Battir’s plight shines a light on how the trappings of the Israeli-Palestinian conflict — settlements, land disputes, and military activity — can take a toll on the region’s environment, natural resources, and cultural heritage. The proposed construction “will grab a great amount of land, and you don’t know where it will end,” said Rashid Owinah, 58, whose family has farmed in Battir for generations. “This will affect the community mentally, economically, and socially.”
Two environmental groups, EcoPeace and the Society for the Protection of Nature, have petitioned Israeli authorities to halt the plan, citing its potential impact on the lush terrace gardens below irrigated by water channeled from a 2,000-year-old Roman-era pool to grow crops on terraces that cascade down the mountainsides.
While the expansion of the Har Gilo settlement has long been on the books, Prime Minister Benjamin Netanyah’s new ultranationalist and religious government has made such projects a top priority. Local settler leaders are pushing hard to make the plan a reality.
The United Nations’ cultural heritage body, UNESCO, recognized the millennia-old terraces in the serpentine valleys around Battir as a world heritage site in 2014.
“The complex irrigation system of this water supply has led to the creation of dry walls terraces which may have been exploited since antiquity,” according to documentation filed with UNESCO. “The integrity of this traditional water system is guaranteed by the families of Battir, who depend on it.”
Between the terraces and a surrounding buffer zone meant to protect them, the UNESCO cultural landscape makes up around 10 square kilometers (3.8 square miles) of hills and wadis. Plastic litter left by picnickers is strewn along paths crisscrossing the valley.
The terraces, which for generations served as the market garden of Jerusalem and Bethlehem, are irrigated by intricate aqueducts and channels that the village’s farmers share. Around 40% of Battir’s 5,000 residents depend on agriculture for a living, according to former mayor Akram Bader. “Here, we refuse to use the new machines,” he said. “We want to keep the traditional way of agriculture.”
Environmentalists say those springs would be endangered by Israel’s planned settlement construction in the buffer zone abutting the terraces.
“If you build an extensive town at the top, it destroys this landscape,” said Nadav Tal, a hydrologist who serves as the Middle East Water Officer for EcoPeace, a joint Israeli-Palestinian group.
The springs dotting the valley at the base of Battir are fed by groundwater that is recharged by rainfall percolating into the limestone hills above. “If you build on top of these rocks, you can block the water from reaching the springs,” he said.
Shlomo Ne’eman, head of the Gush Etzion settlement council, said there is a dire housing shortage in the area, and Har Gilo in particular. He said all urban development comes at the expense of the environment, but in the case of Har Gilo West he argues that it is atop “a rocky hill that has no natural value.”
“There are no springs, there are no forests, there is no rare flora,” Ne’eman said, accusing environmental groups of selective, political activism. He insisted that the Har Gilo West plans “aren’t close to the terraces, don’t approach them, don’t harm and don’t touch them.”

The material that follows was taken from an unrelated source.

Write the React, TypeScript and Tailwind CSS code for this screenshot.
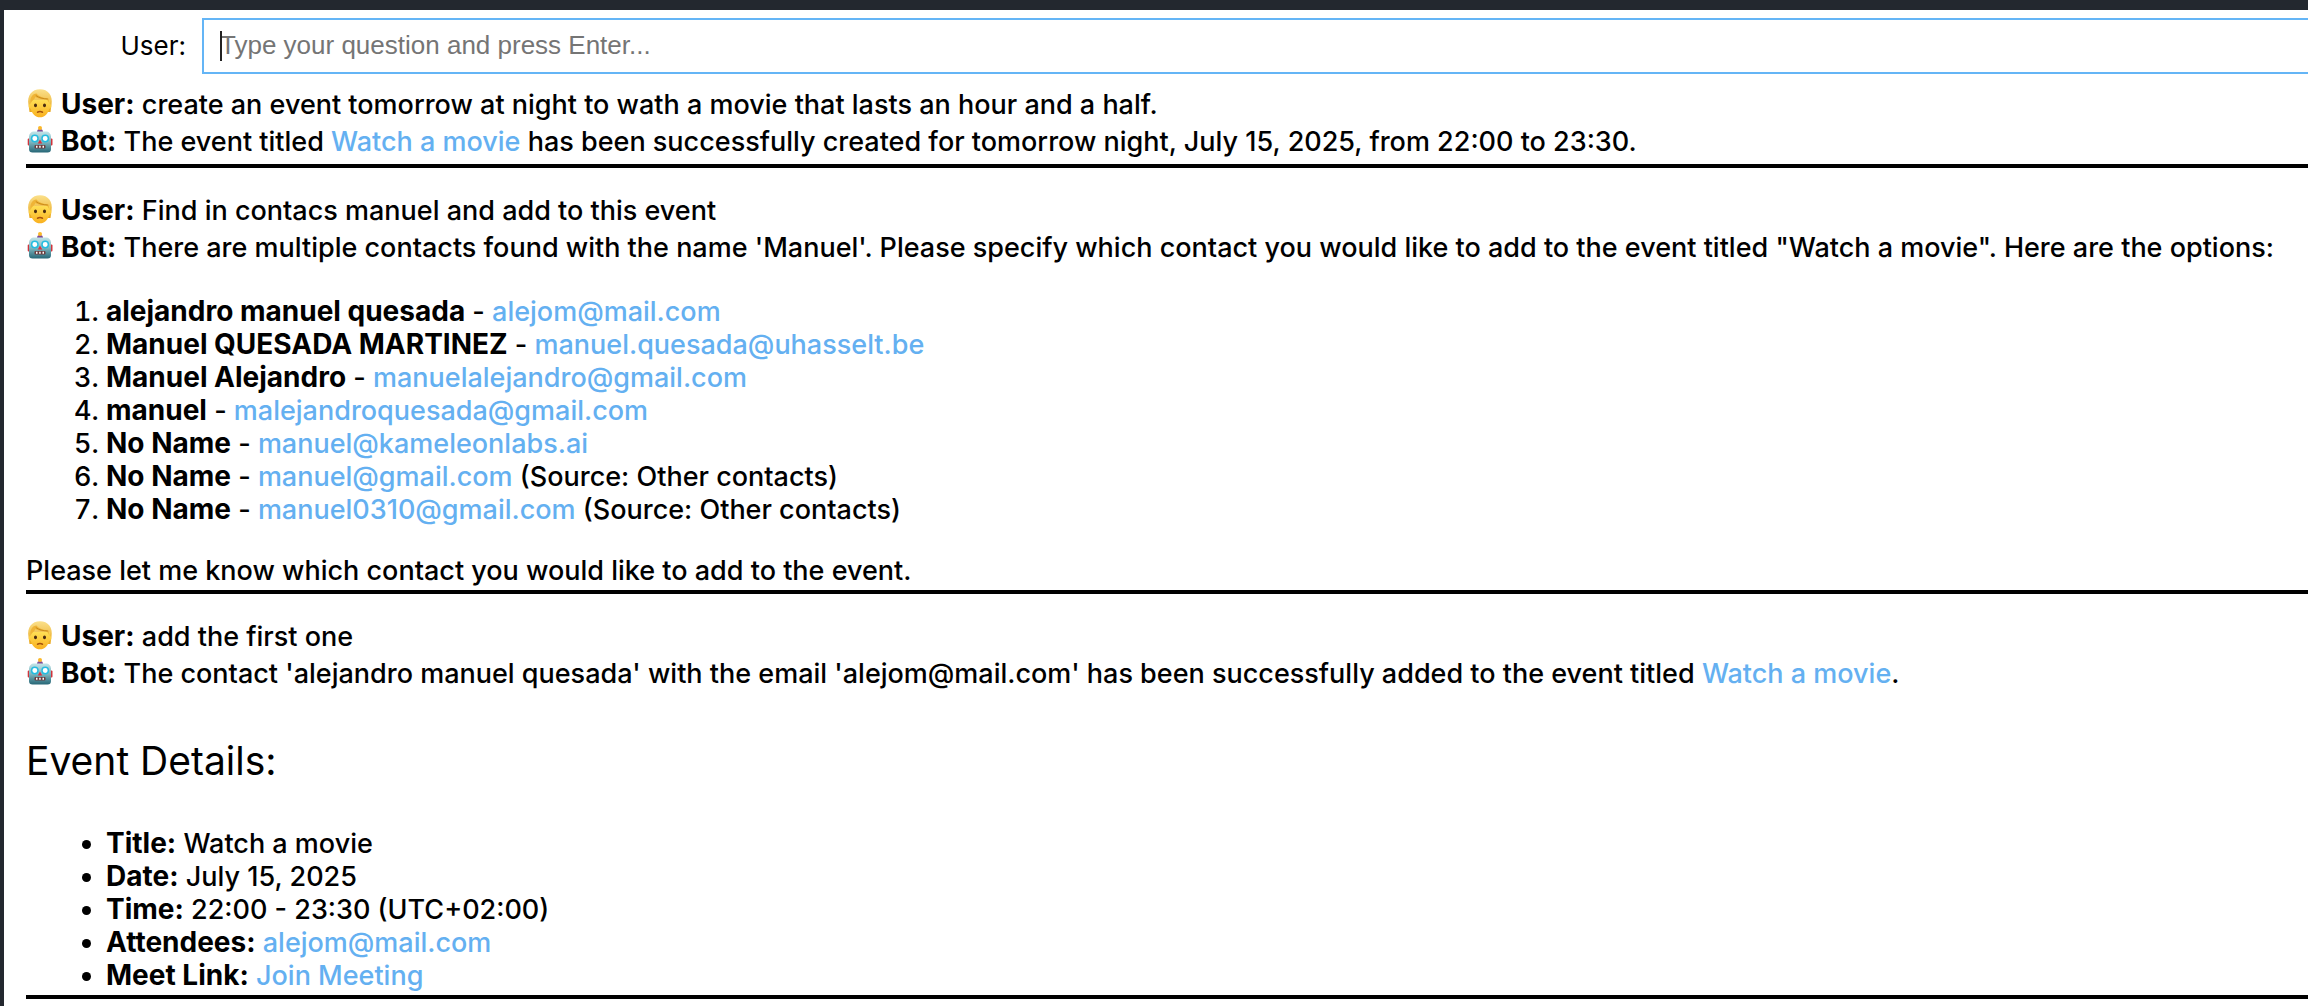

In its petition, the Society for the Protection of Nature in Israel said the plan “doesn’t meet any environmental criterion” and lacked standard environmental assessment documentation.
A summertime survey conducted on the site found at least 195 plant species, 25 butterfly species, and numerous bird species, including at least three listed as endangered, and said it was a habitat for the endangered mountain gazelle and threatened striped hyena.
COGAT, the Israeli military body responsible for civilian affairs in the West Bank, said the existing plans are aimed at “minimizing damage to the landscape, and (pay) attention to other environmental issues.” It said the planning would examine objections filed by environmental groups but gave no indication of when that would happen. Previous plans to build a section of Israel’s West Bank separation barrier adjacent to the terraces were scrapped after vocal opposition over its potential impact on wildlife and the ecosystem.